*INFORMATION PROVIDED*.
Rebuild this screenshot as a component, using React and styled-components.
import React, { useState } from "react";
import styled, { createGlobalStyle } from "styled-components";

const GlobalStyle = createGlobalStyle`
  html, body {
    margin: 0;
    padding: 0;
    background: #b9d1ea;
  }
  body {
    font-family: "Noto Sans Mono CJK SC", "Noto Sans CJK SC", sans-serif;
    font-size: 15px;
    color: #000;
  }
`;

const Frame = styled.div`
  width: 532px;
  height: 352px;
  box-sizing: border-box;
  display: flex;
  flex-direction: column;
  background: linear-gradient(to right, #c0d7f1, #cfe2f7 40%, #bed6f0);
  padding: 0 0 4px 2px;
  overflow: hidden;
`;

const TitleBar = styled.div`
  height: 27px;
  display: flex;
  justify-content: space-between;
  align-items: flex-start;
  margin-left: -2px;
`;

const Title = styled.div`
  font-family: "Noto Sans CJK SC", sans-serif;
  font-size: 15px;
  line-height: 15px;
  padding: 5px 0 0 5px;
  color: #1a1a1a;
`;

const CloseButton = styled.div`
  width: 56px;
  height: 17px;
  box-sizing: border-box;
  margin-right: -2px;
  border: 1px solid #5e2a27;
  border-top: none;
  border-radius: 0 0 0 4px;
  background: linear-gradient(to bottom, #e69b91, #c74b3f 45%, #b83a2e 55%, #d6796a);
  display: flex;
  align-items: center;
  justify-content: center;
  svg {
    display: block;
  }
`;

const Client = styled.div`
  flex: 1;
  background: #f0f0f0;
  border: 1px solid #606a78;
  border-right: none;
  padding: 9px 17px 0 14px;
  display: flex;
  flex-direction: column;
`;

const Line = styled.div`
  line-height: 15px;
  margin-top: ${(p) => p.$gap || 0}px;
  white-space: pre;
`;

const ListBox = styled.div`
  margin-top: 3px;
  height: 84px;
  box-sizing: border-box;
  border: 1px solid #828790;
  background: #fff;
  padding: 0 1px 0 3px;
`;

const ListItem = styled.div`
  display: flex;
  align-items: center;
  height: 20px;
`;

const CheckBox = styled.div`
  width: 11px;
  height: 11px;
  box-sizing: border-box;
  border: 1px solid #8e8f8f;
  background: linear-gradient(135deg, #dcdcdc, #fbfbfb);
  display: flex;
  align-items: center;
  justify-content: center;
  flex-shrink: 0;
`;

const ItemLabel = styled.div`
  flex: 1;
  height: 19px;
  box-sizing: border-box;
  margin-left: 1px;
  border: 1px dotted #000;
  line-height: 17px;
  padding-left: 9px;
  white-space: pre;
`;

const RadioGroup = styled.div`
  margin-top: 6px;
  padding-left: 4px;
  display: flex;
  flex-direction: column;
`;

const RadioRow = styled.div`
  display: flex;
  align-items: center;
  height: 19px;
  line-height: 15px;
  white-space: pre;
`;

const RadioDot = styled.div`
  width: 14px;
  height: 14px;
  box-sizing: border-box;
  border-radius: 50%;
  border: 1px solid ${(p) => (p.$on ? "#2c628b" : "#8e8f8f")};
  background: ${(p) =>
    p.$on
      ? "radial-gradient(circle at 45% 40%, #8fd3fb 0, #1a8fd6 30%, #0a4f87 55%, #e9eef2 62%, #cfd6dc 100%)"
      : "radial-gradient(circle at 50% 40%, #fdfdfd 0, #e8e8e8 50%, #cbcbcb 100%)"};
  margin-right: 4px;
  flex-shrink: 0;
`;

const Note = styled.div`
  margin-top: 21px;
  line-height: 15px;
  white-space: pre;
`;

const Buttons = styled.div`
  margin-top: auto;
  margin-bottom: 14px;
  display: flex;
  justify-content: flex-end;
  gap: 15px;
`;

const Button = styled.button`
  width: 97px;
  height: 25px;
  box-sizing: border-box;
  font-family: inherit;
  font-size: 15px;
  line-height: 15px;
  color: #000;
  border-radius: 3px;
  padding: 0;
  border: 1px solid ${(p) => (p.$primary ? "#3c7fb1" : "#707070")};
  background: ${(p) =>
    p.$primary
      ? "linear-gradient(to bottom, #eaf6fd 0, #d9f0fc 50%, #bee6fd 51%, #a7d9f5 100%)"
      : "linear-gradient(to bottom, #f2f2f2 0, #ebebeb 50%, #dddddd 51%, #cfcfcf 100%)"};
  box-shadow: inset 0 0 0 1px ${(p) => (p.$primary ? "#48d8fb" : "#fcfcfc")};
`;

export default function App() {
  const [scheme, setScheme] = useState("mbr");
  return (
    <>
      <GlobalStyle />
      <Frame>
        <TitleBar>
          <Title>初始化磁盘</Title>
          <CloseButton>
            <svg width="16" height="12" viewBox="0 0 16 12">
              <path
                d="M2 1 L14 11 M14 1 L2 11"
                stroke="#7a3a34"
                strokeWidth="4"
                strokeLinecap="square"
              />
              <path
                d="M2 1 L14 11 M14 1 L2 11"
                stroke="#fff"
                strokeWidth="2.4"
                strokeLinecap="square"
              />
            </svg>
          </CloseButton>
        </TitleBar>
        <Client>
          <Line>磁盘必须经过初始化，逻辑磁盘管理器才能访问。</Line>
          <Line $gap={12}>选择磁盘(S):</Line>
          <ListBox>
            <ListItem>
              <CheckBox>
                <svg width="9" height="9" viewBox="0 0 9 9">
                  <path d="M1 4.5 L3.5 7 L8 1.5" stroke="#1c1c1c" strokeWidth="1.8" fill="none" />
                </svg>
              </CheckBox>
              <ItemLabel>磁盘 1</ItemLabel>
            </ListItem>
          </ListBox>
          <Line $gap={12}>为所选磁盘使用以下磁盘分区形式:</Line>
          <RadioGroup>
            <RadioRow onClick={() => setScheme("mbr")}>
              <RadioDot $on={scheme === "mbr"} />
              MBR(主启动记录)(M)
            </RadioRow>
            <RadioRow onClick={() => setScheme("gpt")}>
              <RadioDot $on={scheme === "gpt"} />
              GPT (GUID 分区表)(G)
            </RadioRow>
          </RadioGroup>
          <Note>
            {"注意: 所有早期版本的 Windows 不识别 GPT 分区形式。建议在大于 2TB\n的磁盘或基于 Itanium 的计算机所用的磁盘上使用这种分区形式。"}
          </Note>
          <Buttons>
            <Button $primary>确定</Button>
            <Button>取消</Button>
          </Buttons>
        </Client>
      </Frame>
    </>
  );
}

*WHAT THE TASK ASKS*. Retype the material above, line by line, exactly.

*IN RESPONSE*.
Rebuild this screenshot as a component, using React and styled-components.
import React, { useState } from "react";
import styled, { createGlobalStyle } from "styled-components";

const GlobalStyle = createGlobalStyle`
  html, body {
    margin: 0;
    padding: 0;
    background: #b9d1ea;
  }
  body {
    font-family: "Noto Sans Mono CJK SC", "Noto Sans CJK SC", sans-serif;
    font-size: 15px;
    color: #000;
  }
`;

const Frame = styled.div`
  width: 532px;
  height: 352px;
  box-sizing: border-box;
  display: flex;
  flex-direction: column;
  background: linear-gradient(to right, #c0d7f1, #cfe2f7 40%, #bed6f0);
  padding: 0 0 4px 2px;
  overflow: hidden;
`;

const TitleBar = styled.div`
  height: 27px;
  display: flex;
  justify-content: space-between;
  align-items: flex-start;
  margin-left: -2px;
`;

const Title = styled.div`
  font-family: "Noto Sans CJK SC", sans-serif;
  font-size: 15px;
  line-height: 15px;
  padding: 5px 0 0 5px;
  color: #1a1a1a;
`;

const CloseButton = styled.div`
  width: 56px;
  height: 17px;
  box-sizing: border-box;
  margin-right: -2px;
  border: 1px solid #5e2a27;
  border-top: none;
  border-radius: 0 0 0 4px;
  background: linear-gradient(to bottom, #e69b91, #c74b3f 45%, #b83a2e 55%, #d6796a);
  display: flex;
  align-items: center;
  justify-content: center;
  svg {
    display: block;
  }
`;

const Client = styled.div`
  flex: 1;
  background: #f0f0f0;
  border: 1px solid #606a78;
  border-right: none;
  padding: 9px 17px 0 14px;
  display: flex;
  flex-direction: column;
`;

const Line = styled.div`
  line-height: 15px;
  margin-top: ${(p) => p.$gap || 0}px;
  white-space: pre;
`;

const ListBox = styled.div`
  margin-top: 3px;
  height: 84px;
  box-sizing: border-box;
  border: 1px solid #828790;
  background: #fff;
  padding: 0 1px 0 3px;
`;

const ListItem = styled.div`
  display: flex;
  align-items: center;
  height: 20px;
`;

const CheckBox = styled.div`
  width: 11px;
  height: 11px;
  box-sizing: border-box;
  border: 1px solid #8e8f8f;
  background: linear-gradient(135deg, #dcdcdc, #fbfbfb);
  display: flex;
  align-items: center;
  justify-content: center;
  flex-shrink: 0;
`;

const ItemLabel = styled.div`
  flex: 1;
  height: 19px;
  box-sizing: border-box;
  margin-left: 1px;
  border: 1px dotted #000;
  line-height: 17px;
  padding-left: 9px;
  white-space: pre;
`;

const RadioGroup = styled.div`
  margin-top: 6px;
  padding-left: 4px;
  display: flex;
  flex-direction: column;
`;

const RadioRow = styled.div`
  display: flex;
  align-items: center;
  height: 19px;
  line-height: 15px;
  white-space: pre;
`;

const RadioDot = styled.div`
  width: 14px;
  height: 14px;
  box-sizing: border-box;
  border-radius: 50%;
  border: 1px solid ${(p) => (p.$on ? "#2c628b" : "#8e8f8f")};
  background: ${(p) =>
    p.$on
      ? "radial-gradient(circle at 45% 40%, #8fd3fb 0, #1a8fd6 30%, #0a4f87 55%, #e9eef2 62%, #cfd6dc 100%)"
      : "radial-gradient(circle at 50% 40%, #fdfdfd 0, #e8e8e8 50%, #cbcbcb 100%)"};
  margin-right: 4px;
  flex-shrink: 0;
`;

const Note = styled.div`
  margin-top: 21px;
  line-height: 15px;
  white-space: pre;
`;

const Buttons = styled.div`
  margin-top: auto;
  margin-bottom: 14px;
  display: flex;
  justify-content: flex-end;
  gap: 15px;
`;

const Button = styled.button`
  width: 97px;
  height: 25px;
  box-sizing: border-box;
  font-family: inherit;
  font-size: 15px;
  line-height: 15px;
  color: #000;
  border-radius: 3px;
  padding: 0;
  border: 1px solid ${(p) => (p.$primary ? "#3c7fb1" : "#707070")};
  background: ${(p) =>
    p.$primary
      ? "linear-gradient(to bottom, #eaf6fd 0, #d9f0fc 50%, #bee6fd 51%, #a7d9f5 100%)"
      : "linear-gradient(to bottom, #f2f2f2 0, #ebebeb 50%, #dddddd 51%, #cfcfcf 100%)"};
  box-shadow: inset 0 0 0 1px ${(p) => (p.$primary ? "#48d8fb" : "#fcfcfc")};
`;

export default function App() {
  const [scheme, setScheme] = useState("mbr");
  return (
    <>
      <GlobalStyle />
      <Frame>
        <TitleBar>
          <Title>初始化磁盘</Title>
          <CloseButton>
            <svg width="16" height="12" viewBox="0 0 16 12">
              <path
                d="M2 1 L14 11 M14 1 L2 11"
                stroke="#7a3a34"
                strokeWidth="4"
                strokeLinecap="square"
              />
              <path
                d="M2 1 L14 11 M14 1 L2 11"
                stroke="#fff"
                strokeWidth="2.4"
                strokeLinecap="square"
              />
            </svg>
          </CloseButton>
        </TitleBar>
        <Client>
          <Line>磁盘必须经过初始化，逻辑磁盘管理器才能访问。</Line>
          <Line $gap={12}>选择磁盘(S):</Line>
          <ListBox>
            <ListItem>
              <CheckBox>
                <svg width="9" height="9" viewBox="0 0 9 9">
                  <path d="M1 4.5 L3.5 7 L8 1.5" stroke="#1c1c1c" strokeWidth="1.8" fill="none" />
                </svg>
              </CheckBox>
              <ItemLabel>磁盘 1</ItemLabel>
            </ListItem>
          </ListBox>
          <Line $gap={12}>为所选磁盘使用以下磁盘分区形式:</Line>
          <RadioGroup>
            <RadioRow onClick={() => setScheme("mbr")}>
              <RadioDot $on={scheme === "mbr"} />
              MBR(主启动记录)(M)
            </RadioRow>
            <RadioRow onClick={() => setScheme("gpt")}>
              <RadioDot $on={scheme === "gpt"} />
              GPT (GUID 分区表)(G)
            </RadioRow>
          </RadioGroup>
          <Note>
            {"注意: 所有早期版本的 Windows 不识别 GPT 分区形式。建议在大于 2TB\n的磁盘或基于 Itanium 的计算机所用的磁盘上使用这种分区形式。"}
          </Note>
          <Buttons>
            <Button $primary>确定</Button>
            <Button>取消</Button>
          </Buttons>
        </Client>
      </Frame>
    </>
  );
}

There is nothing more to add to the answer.